Николай Гаврилович сначала поселился с приятелем, а впоследствии делил квартиру с кузиной и ее мужем. Планы этих квартир, как и всех прочих его жизненных стоянок, им начертаны в письмах. Всегда испытывая влечение к точному определению отношений между предметами, он любил планы, столбики цифр, наглядное изображение вещей, тем более что недостижимую для него литературную изобразительность никак не могла заменить мучительная обстоятельность его слога. Его письма к родным – письма юноши примерного: услужливая доброта заместо воображения подсказывала ему, что именно другому мило. Благочинному нравились всякие происшествия, забавные или ужасные казусы. Сын аккуратно ими кормил его в течение нескольких лет. Увеселения Излера, его искусственные Карлсбады; «минерашки», где на воздушных шарах поднимаются отважные петербургские дамы; трагический случай с лодкой, угодившей под невский пароход, причем один из погибших – многосемейный полковник; мышьяк, предназначенный для мышей, а попавший в муку, так что отравилось более ста человек; и конечно, конечно – столоверчение: легковерие и обман, по мнению обоих корреспондентов.
Как в сумрачные сибирские годы одна из главных его эпистолярных струн это – обращенное к жене и сыновьям заверение, всё на одной высокой, не совсем верной ноте, что денег вдосталь, денег не посылайте, так и в юности он просит родителей не заботиться о нем и умудряется жить на двадцать рублей в месяц; из них около двух с половиной уходит на булки, на печения (не терпел пустого чаю, как не терпел пустого чтения, т. е. за книгой непременно что-нибудь грыз: с пряниками читал «Записки Пиквикского Клуба», с сухарями – «Журналь де деба»), а свечи да перья, вакса да мыло обходились в месяц в целковый: был, кстати, нечистоплотен, неряшлив, при этом грубовато возмужал, а тут еще дурной стол, постоянные колики, да неравная борьба с плотью, кончавшаяся тайным компромиссом, – так что вид он имел хилый, глаза потухли, и от отроческой красоты ничего не осталось, разве лишь выражение чудной какой-то беспомощности, бегло озарявшее его черты, когда человек, им чтимый, обходился с ним хорошо («он был ласков ко мне, юноше робкому, безответному», – писал он потом об Иринархе Введенском с трогательной латинской интонацией: анимула, вагула, бландула…); сам же не сомневался в своей непривлекательности, мирясь с мыслью о ней, но дичась зеркал; все же иногда, собираясь в гости, особливо к своим лучшим друзьям, Лободовским, или желая узнать причину неучтивого взгляда, мрачно всматривался в свое отражение, видел рыжеватый пух, точно прилипший к щекам, считал наливные прыщи – и тут же начинал их давить, да так жестоко, что потом не смел показываться.

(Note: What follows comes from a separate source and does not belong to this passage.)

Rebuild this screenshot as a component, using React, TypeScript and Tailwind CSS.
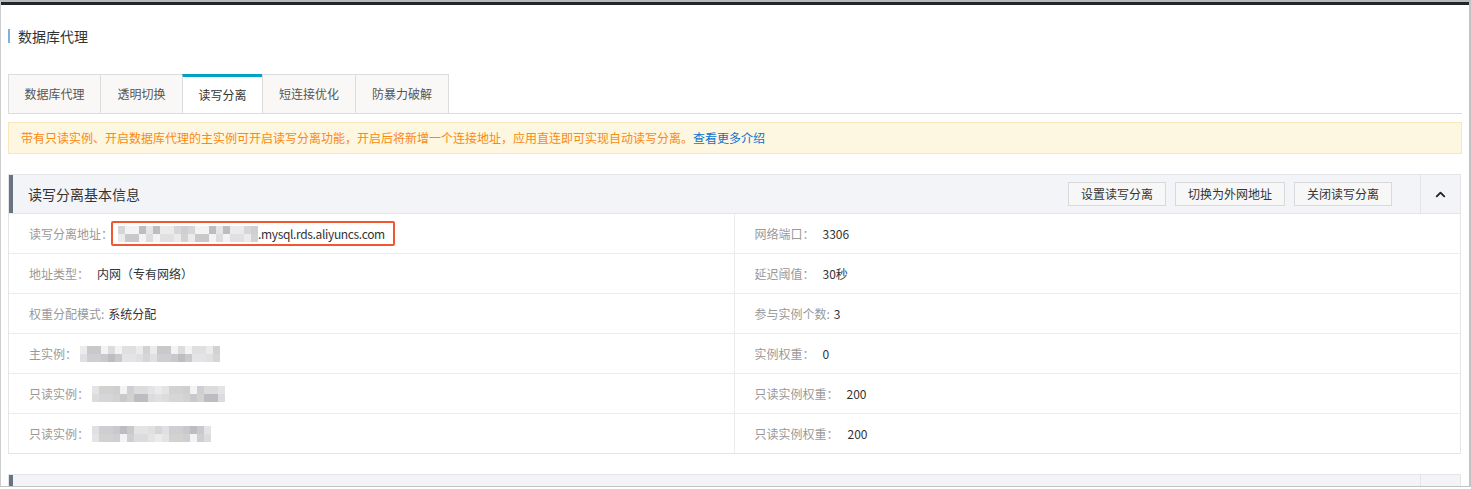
import { FiChevronUp } from "react-icons/fi";

const font = "font-['Microsoft_YaHei','Noto_Sans_CJK_SC','Noto_Sans',sans-serif]";

const tabs = [
  { name: "数据库代理", w: "w-[93px]" },
  { name: "透明切换", w: "w-[83px]" },
  { name: "读写分离", w: "w-[81px]", active: true },
  { name: "短连接优化", w: "w-[94px]" },
  { name: "防暴力破解", w: "w-[94px]" },
];

// pixelated, masked values
const shades = [
  "bg-[#f3f3f4]", "bg-[#e4e4e6]", "bg-[#d6d6d9]", "bg-[#c9c9cc]", "bg-[#dcdcdc]",
  "bg-[#ebebeb]", "bg-[#cfcfd3]", "bg-[#bdbdc1]", "bg-[#e0e0e2]", "bg-[#d2d2d0]",
];

const Blur = ({ cells, seed }: { cells: number; seed: number }) => {
  const row = (offset: number) => (
    <div className="flex">
      {Array.from({ length: cells }).map((_, i) => (
        <div key={i} className={`w-[7px] h-[8px] ${shades[(i * 7 + seed + offset * 3 + ((i * i) % 5)) % shades.length]}`} />
      ))}
    </div>
  );
  return (
    <div className="flex flex-col">
      {row(0)}
      {row(1)}
    </div>
  );
};

const Label = ({ children }: { children: React.ReactNode }) => (
  <span className="text-[#999]">{children}</span>
);

const Cell = ({ children, left }: { children: React.ReactNode; left?: boolean }) => (
  <div className={`h-[39px] flex items-center pl-[20px] text-[12px] text-[#333] ${left ? "border-r border-[#ececec]" : ""}`}>
    {children}
  </div>
);

export default function App() {
  return (
    <div className={`w-[1471px] h-[489px] bg-white overflow-hidden ${font}`}>
      <div className="h-[487px] border-t-2 border-t-[#b9b9b9] border-l border-l-[#cdcdcd] border-r-2 border-r-[#c3c3c3] border-b border-b-[#c3c3c3] overflow-hidden">
        <div className="h-[3px] bg-[#20262e]" />

        <div className="pl-[7px] pr-[7px]">
          <div className="mt-[24px] flex items-center h-[14px]">
            <div className="w-[2px] h-[14px] bg-[#7fb0d8]" />
            <span className="ml-[8px] text-[14px] leading-[14px] text-[#333]">数据库代理</span>
          </div>

          {/* tabs */}
          <div className="mt-[31px] flex border-b border-[#dcdcdc]">
            {tabs.map((t, i) => (
              <div
                key={t.name}
                className={`${t.w} h-[39px] flex items-center justify-center text-[12px] border border-b-0 ${i > 0 ? "-ml-px" : ""} ${
                  t.active
                    ? "bg-white text-[#333] border-[#dcdcdc] border-t-[3px] border-t-[#00a2ca]"
                    : "bg-[#f9f8f7] text-[#555] border-[#dcdcdc]"
                }`}
              >
                {t.name}
              </div>
            ))}
          </div>

          {/* notice */}
          <div className="mt-[8px] h-[32px] flex items-center pl-[12px] bg-[#fdf6e1] border border-[#f9e6bd] text-[12px] text-[#f98a14]">
            带有只读实例、开启数据库代理的主实例可开启读写分离功能，开启后将新增一个连接地址，应用直连即可实现自动读写分离。
            <span className="text-[#0b72d0]">查看更多介绍</span>
          </div>

          {/* panel */}
          <div className="mt-[20px] border border-[#e3e5ea] border-r-[#e6e6e6] mr-[1px]">
            <div className="h-[39px] flex items-stretch bg-[#f3f4f8] border-b border-[#e3e5ea]">
              <div className="w-[4px] bg-[#6b7380]" />
              <div className="flex-1 flex items-center pl-[15px] text-[14px] text-[#333]">读写分离基本信息</div>
              <div className="flex items-center gap-[9px] pr-[28px]">
                <button className="h-[24px] px-[12px] bg-[#f7f7f7] border border-[#d9d9d9] text-[12px] text-[#333]">设置读写分离</button>
                <button className="h-[24px] px-[12px] bg-[#f7f7f7] border border-[#d9d9d9] text-[12px] text-[#333]">切换为外网地址</button>
                <button className="h-[24px] px-[12px] bg-[#f7f7f7] border border-[#d9d9d9] text-[12px] text-[#333]">关闭读写分离</button>
              </div>
              <div className="w-[40px] border-l border-[#e3e5ea] flex items-center justify-center text-[#222]">
                <FiChevronUp className="w-[15px] h-[15px]" strokeWidth={3} />
              </div>
            </div>

            <div className="grid grid-cols-2">
              <Cell left>
                <Label>读写分离地址：</Label>
                <div className="-ml-[2px] h-[25px] flex items-center pl-[5px] pr-[8px] border-2 border-[#f0562f] rounded-[2px]">
                  <Blur cells={20} seed={2} />
                  <span className="text-[12px] tracking-[-0.35px]">.mysql.rds.aliyuncs.com</span>
                </div>
              </Cell>
              <Cell>
                <Label>网络端口：</Label>
                <span className="ml-[8px]">3306</span>
              </Cell>
            </div>
            <div className="grid grid-cols-2 border-t border-[#ececec]">
              <Cell left>
                <Label>地址类型：</Label>
                <span className="ml-[8px]">内网（专有网络）</span>
              </Cell>
              <Cell>
                <Label>延迟阈值：</Label>
                <span className="ml-[8px]">30秒</span>
              </Cell>
            </div>
            <div className="grid grid-cols-2 border-t border-[#ececec]">
              <Cell left>
                <Label>权重分配模式:</Label>
                <span className="ml-[4px]">系统分配</span>
              </Cell>
              <Cell>
                <Label>参与实例个数:</Label>
                <span className="ml-[4px]">3</span>
              </Cell>
            </div>
            <div className="grid grid-cols-2 border-t border-[#ececec]">
              <Cell left>
                <Label>主实例：</Label>
                <div className="ml-[3px]">
                  <Blur cells={20} seed={5} />
                </div>
              </Cell>
              <Cell>
                <Label>实例权重：</Label>
                <span className="ml-[8px]">0</span>
              </Cell>
            </div>
            <div className="grid grid-cols-2 border-t border-[#ececec]">
              <Cell left>
                <Label>只读实例：</Label>
                <div className="ml-[3px]">
                  <Blur cells={19} seed={1} />
                </div>
              </Cell>
              <Cell>
                <Label>只读实例权重：</Label>
                <span className="ml-[8px]">200</span>
              </Cell>
            </div>
            <div className="grid grid-cols-2 border-t border-[#ececec]">
              <Cell left>
                <Label>只读实例：</Label>
                <div className="ml-[3px]">
                  <Blur cells={17} seed={8} />
                </div>
              </Cell>
              <Cell>
                <Label>只读实例权重：</Label>
                <span className="ml-[9px]">200</span>
              </Cell>
            </div>
          </div>

          {/* next panel (cut off) */}
          <div className="mt-[20px] mr-[1px] h-[40px] border border-[#e3e5ea] flex items-stretch bg-[#f3f4f8]">
            <div className="w-[4px] bg-[#6b7380]" />
            <div className="flex-1" />
            <div className="w-[40px] border-l border-[#e3e5ea]" />
          </div>
        </div>
      </div>
    </div>
  );
}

Лободовские! Свадьба друга произвела на нашего двадцатилетнего героя одно из тех чрезвычайных впечатлений, которые среди ночи сажают юношу в одном белье за дневник. Эта чужая свадьба, столь взволновавшая его, была сыграна 19 мая 1848 года; в тот же день шестнадцать лет спустя состоялась гражданская казнь Чернышевского. Совпадение годин, картотека дат. Так их сортирует судьба в предвидении нужд исследователя; похвальная экономия сил.
Ему было радостно на этой свадьбе. Мало того: собственная радость обрадовала его вторично («я, значит, способен питать чистую привязанность к женщине»), – да, он всегда норовил повернуть сердце так, чтобы оно одним боком отражалось в стекле рассудка, или, как выражается лучший его биограф, Страннолюбский, «свои чувства гнал через алембики логики». Но кто бы мог сказать, что мысль о любви занимала его в ту минуту? Много лет спустя, в своих кучерявых «Бытовых очерках», этот самый Василий Лободовский небрежно ошибся, говоря, что тогдашний его шафер, студент «Крушедолин», так был серьезен, что «наверное подвергал про себя всестороннему анализу только что прочитанные им сочинения, вышедшие в Англии».